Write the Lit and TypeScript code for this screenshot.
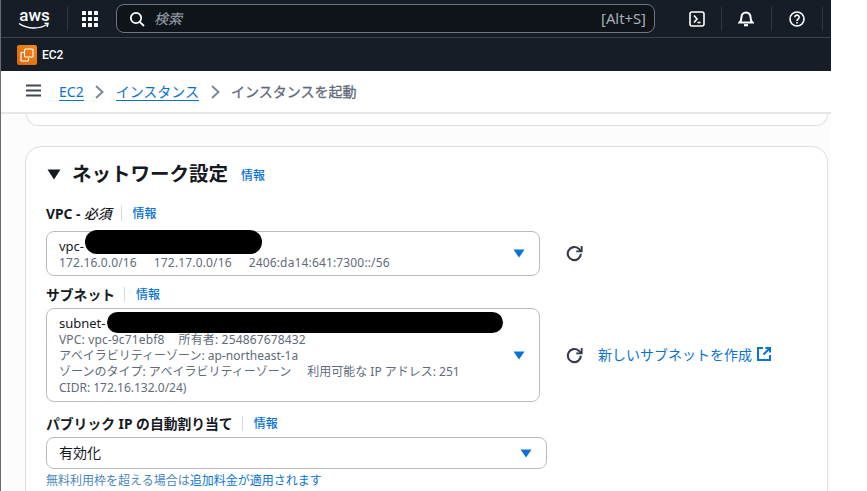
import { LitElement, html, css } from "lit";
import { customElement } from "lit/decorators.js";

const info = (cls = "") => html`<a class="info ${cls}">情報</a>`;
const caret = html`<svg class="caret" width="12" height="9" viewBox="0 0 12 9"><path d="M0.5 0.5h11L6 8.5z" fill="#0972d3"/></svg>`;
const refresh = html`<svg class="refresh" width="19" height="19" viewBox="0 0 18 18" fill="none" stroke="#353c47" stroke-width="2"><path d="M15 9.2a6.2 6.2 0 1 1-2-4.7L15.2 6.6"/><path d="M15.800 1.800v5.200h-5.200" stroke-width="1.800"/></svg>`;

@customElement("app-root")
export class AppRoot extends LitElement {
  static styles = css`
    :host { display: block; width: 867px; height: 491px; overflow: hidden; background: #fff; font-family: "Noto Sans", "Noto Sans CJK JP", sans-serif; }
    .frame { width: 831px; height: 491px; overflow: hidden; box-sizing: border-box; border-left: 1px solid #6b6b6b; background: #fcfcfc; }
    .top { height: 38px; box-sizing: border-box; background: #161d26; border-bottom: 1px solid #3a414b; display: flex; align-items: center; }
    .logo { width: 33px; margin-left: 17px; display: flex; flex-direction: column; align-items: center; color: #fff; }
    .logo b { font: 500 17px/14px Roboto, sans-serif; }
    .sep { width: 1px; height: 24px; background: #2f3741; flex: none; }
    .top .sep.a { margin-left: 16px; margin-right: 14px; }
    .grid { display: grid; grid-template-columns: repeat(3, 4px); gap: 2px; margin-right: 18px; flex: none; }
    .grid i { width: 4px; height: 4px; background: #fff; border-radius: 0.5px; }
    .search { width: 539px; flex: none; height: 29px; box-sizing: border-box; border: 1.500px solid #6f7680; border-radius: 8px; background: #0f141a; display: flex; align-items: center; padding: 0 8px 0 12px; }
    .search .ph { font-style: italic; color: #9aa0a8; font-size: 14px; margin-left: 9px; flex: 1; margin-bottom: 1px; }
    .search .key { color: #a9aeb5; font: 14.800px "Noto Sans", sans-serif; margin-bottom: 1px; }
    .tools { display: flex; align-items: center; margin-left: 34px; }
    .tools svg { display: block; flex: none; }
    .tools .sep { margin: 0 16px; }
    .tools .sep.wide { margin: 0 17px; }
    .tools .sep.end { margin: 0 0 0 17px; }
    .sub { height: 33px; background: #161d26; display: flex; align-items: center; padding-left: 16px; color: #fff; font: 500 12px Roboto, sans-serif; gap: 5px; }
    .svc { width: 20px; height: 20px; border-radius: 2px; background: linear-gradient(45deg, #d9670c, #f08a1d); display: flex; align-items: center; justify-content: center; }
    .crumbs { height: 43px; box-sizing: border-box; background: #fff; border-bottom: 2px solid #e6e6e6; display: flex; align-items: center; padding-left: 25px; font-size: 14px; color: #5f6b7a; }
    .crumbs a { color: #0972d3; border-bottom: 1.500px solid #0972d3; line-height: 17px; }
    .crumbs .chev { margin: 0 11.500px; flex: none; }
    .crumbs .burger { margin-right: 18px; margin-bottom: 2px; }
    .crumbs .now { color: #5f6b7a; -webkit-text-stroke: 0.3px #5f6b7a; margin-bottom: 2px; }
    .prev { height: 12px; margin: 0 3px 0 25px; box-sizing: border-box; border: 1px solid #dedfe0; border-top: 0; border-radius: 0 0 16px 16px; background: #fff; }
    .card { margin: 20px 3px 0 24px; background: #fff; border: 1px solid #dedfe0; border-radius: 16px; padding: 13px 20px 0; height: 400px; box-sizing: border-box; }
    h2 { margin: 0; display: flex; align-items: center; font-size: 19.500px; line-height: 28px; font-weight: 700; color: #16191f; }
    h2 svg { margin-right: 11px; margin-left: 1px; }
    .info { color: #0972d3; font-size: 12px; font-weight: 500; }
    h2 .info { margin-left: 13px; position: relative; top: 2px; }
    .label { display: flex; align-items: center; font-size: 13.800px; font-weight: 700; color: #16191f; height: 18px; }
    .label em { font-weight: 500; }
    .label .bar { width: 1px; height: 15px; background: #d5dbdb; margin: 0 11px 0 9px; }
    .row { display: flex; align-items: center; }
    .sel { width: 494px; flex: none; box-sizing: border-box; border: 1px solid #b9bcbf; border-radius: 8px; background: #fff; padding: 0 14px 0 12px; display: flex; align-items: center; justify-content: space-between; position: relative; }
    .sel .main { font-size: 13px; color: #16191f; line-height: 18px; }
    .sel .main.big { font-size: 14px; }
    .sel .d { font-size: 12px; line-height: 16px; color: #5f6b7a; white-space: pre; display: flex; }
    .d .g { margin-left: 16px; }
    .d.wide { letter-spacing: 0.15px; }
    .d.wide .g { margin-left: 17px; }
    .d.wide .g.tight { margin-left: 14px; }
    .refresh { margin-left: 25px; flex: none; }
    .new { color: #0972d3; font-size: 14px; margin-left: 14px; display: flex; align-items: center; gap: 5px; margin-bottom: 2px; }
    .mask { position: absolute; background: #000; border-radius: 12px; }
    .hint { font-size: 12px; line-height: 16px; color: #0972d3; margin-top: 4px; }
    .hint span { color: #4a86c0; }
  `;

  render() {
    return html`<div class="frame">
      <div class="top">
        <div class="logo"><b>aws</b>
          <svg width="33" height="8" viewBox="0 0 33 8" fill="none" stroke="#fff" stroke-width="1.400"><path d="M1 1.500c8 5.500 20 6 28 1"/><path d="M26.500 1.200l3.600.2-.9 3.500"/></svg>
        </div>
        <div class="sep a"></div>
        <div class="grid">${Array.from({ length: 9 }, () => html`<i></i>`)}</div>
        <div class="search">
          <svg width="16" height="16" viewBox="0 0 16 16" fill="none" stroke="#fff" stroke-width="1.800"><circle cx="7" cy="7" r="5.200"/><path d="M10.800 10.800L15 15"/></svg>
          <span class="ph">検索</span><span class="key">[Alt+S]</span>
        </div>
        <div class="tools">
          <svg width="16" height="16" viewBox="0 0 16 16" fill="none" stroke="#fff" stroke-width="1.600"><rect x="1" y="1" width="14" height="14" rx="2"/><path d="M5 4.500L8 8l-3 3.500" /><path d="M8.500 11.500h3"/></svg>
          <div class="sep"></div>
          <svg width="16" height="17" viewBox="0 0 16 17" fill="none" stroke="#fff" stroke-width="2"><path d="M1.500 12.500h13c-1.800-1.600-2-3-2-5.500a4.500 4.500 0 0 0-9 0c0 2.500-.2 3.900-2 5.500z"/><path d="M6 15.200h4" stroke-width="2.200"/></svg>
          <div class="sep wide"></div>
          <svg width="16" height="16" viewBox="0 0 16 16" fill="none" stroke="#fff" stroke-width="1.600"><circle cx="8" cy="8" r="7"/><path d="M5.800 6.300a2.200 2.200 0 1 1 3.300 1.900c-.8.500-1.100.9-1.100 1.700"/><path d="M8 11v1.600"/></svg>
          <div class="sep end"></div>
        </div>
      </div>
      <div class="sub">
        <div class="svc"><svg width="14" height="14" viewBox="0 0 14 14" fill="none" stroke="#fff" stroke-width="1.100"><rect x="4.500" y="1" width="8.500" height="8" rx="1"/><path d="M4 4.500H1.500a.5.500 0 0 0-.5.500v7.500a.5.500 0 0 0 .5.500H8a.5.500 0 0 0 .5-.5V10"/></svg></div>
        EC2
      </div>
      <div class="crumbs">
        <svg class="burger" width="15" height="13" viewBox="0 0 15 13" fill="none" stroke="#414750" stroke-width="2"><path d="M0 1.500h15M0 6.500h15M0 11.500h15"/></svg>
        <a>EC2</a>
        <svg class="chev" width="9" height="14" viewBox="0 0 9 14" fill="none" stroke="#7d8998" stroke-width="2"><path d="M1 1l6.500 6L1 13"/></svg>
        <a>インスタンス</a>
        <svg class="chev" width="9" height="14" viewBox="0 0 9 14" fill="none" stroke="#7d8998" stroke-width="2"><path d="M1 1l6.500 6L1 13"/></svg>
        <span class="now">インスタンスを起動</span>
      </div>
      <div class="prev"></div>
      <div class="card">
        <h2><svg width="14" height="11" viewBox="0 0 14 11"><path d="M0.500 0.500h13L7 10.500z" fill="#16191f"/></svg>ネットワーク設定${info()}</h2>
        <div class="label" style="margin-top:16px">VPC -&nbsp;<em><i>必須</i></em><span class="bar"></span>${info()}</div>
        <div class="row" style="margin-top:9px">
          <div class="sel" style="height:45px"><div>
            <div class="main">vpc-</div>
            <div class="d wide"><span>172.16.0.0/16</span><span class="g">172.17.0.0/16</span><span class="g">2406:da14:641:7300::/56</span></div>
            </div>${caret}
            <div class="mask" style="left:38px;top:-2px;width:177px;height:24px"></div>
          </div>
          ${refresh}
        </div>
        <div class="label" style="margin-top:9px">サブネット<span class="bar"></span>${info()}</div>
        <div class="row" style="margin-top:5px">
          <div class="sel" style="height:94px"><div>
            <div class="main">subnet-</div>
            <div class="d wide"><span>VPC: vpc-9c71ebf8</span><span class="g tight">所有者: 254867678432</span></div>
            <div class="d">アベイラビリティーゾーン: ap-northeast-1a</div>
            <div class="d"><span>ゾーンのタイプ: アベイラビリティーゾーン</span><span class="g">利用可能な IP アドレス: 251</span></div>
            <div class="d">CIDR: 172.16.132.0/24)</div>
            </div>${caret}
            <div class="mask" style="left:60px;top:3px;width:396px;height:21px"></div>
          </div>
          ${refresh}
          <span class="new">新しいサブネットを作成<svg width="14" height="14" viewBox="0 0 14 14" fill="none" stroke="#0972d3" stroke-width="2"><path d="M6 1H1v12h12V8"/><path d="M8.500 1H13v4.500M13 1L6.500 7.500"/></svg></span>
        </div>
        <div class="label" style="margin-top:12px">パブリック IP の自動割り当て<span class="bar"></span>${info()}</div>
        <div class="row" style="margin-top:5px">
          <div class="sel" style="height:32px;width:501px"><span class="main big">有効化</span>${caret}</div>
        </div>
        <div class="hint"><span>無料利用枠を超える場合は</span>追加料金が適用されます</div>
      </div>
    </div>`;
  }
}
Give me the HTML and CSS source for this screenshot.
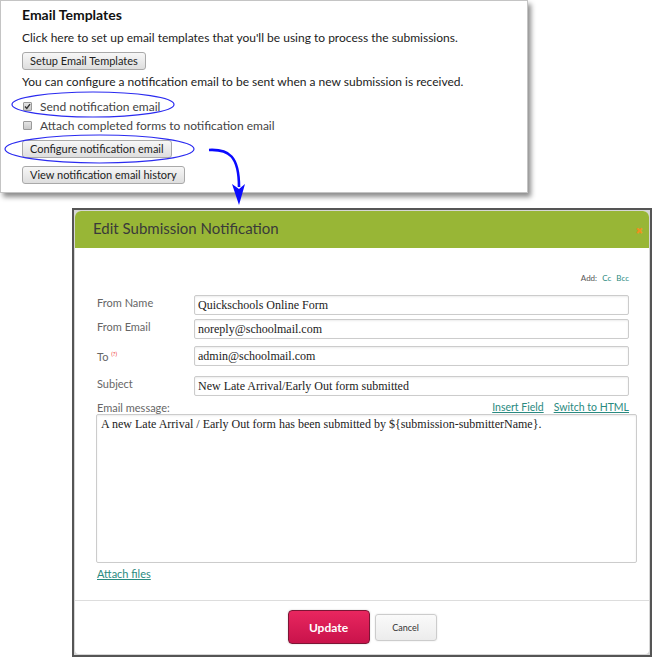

■ Stated exercise ■
Whenever "screenshot" turns up in a line, pick that line out.

■ Response ■
Write the Lit and TypeScript code for this screenshot.
Give me the HTML and CSS source for this screenshot.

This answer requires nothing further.